Moreover there is popular misconception that the clock speed of a processor determines its speed. This actually also depends on the number of instructions per tick which can be executed (as well as the complexity of each instruction, see MIPS, RISC and CISC), and as such the clock speed can only be used for comparision between two identical circuits. Of course, other factors are to be taken into consideration such as the bus size and speed of the peripherals. As such, most popular evaluations of "computer speed" are generally biased without an understanding of the underlaying technology. This is especially true now that popular manufacturers play with public perception of speed, focusing on advertising the clock rate of new products.

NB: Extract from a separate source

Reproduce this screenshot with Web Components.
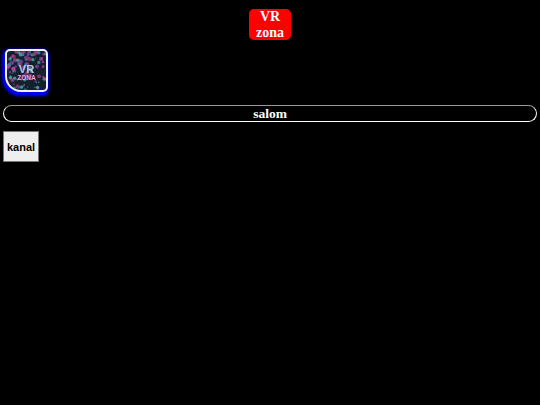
<!DOCTYPE html>
<html>
<head>
<meta charset="utf-8">
<title>VR zona</title>
<style>
  html, body { margin: 0; background: #000; }
  body { padding: 9px 3px 0; font-family: "Liberation Serif", serif; color: #fff; }
</style>
</head>
<body>
<vr-title>VR<br>zona</vr-title>
<vr-logo></vr-logo>
<vr-banner>salom</vr-banner>
<vr-button>kanal</vr-button>

<script>
class VrTitle extends HTMLElement {
    connectedCallback() {
        this.attachShadow({ mode: 'open' });
        this.shadowRoot.innerHTML = `
            <style>
                :host { display: flex; justify-content: center; }
                .box {
                    width: 42px;
                    height: 31px;
                    background: #ff0000;
                    border-radius: 5px;
                    text-align: center;
                    font: bold 14px/15.5px "Liberation Serif", serif;
                    color: #fff;
                }
            </style>
            <div class="box"><slot></slot></div>
        `;
    }
}

class VrLogo extends HTMLElement {
    connectedCallback() {
        this.attachShadow({ mode: 'open' });
        let dots = '';
        const colors = ['#3fb0a8', '#b8459c', '#3580b0', '#8445b0', '#50c8b4', '#a83a80'];
        for (let i = 0; i < 110; i++) {
            const x = (Math.sin(i * 12.9898) * 43758.5453 % 1 + 1) % 1 * 38;
            const y = (Math.sin(i * 78.233) * 24634.6345 % 1 + 1) % 1 * 38;
            const r = 0.7 + (i % 4) * 0.45;
            dots += `<circle cx="${x.toFixed(1)}" cy="${y.toFixed(1)}" r="${r}" fill="${colors[i % 6]}" opacity=".7"/>`;
        }
        this.shadowRoot.innerHTML = `
            <style>
                :host { display: block; width: 44px; margin: 9px 0 0 2px; }
                .pic {
                    position: relative;
                    box-sizing: border-box;
                    width: 43px;
                    height: 43px;
                    border: 2px solid #f0f0ff;
                    border-radius: 5px 5px 5px 16px;
                    box-shadow: -1px 2px 3px 2px #0000ff;
                    background: #16202c;
                    overflow: hidden;
                }
                svg { display: block; width: 100%; height: 100%; filter: blur(.7px); }
                .txt {
                    position: absolute;
                    left: 0; right: 0; top: 14px;
                    text-align: center;
                    font-family: "Liberation Sans", sans-serif;
                    font-weight: bold;
                }
                .vr { font-size: 11px; line-height: 9px; color: #b4ccf4; }
                .zona { font-size: 6.5px; line-height: 7px; color: #f7a4e4; }
            </style>
            <div class="pic">
                <svg viewBox="0 0 38 38">${dots}</svg>
                <div class="txt"><div class="vr">VR</div><div class="zona">ZONA</div></div>
            </div>
        `;
    }
}

class VrBanner extends HTMLElement {
    connectedCallback() {
        this.attachShadow({ mode: 'open' });
        this.shadowRoot.innerHTML = `
            <style>
                :host {
                    display: block;
                    box-sizing: border-box;
                    height: 17px;
                    margin-top: 13px;
                    border: 1px solid #fff;
                    border-top-color: #999;
                    border-radius: 9px;
                    text-align: center;
                    font: bold 13.5px/16px "Liberation Serif", serif;
                    color: #fff;
                }
            </style>
            <slot></slot>
        `;
    }
}

class VrButton extends HTMLElement {
    connectedCallback() {
        this.attachShadow({ mode: 'open' });
        this.shadowRoot.innerHTML = `
            <style>
                :host { display: block; margin-top: 9px; }
                button {
                    display: block;
                    box-sizing: border-box;
                    width: 36px;
                    height: 31px;
                    padding: 0;
                    background: #efefef;
                    border: 1px solid #767676;
                    font: bold 11px "Liberation Sans", sans-serif;
                    color: #000;
                }
            </style>
            <button><slot></slot></button>
        `;
    }
}

customElements.define('vr-title', VrTitle);
customElements.define('vr-logo', VrLogo);
customElements.define('vr-banner', VrBanner);
customElements.define('vr-button', VrButton);
</script>
</body>
</html>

It is interesting to note that as the cost of computer power continues to fall (from the perspective of a consumer), the cost for producers to achieve Moore's Law has followed the opposite trend: R&D, manufacturing, and test costs have increased steadily with each new generation of chips. As the cost of semiconductor equipment is expected to continue increasing, manufacturers must sell larger and larger quantities of chips to remain profitable. (The cost to "tapeout" a chip at 0.18u was roughly $300,000 USD. The cost to "tapeout" a chip at 90nm exceeds $750,000 USD, and the cost is expected to exceed $1.0M USD for 65nm.) In recent years, analysts have observed a decline in the number of "design starts" at advanced process nodes (0.13u and below.) While these observations were made in the period after the year 2000 economic downturn, the decline may be evidence that traditional manufacturers in the long-term global market cannot economically sustain Moore's Law.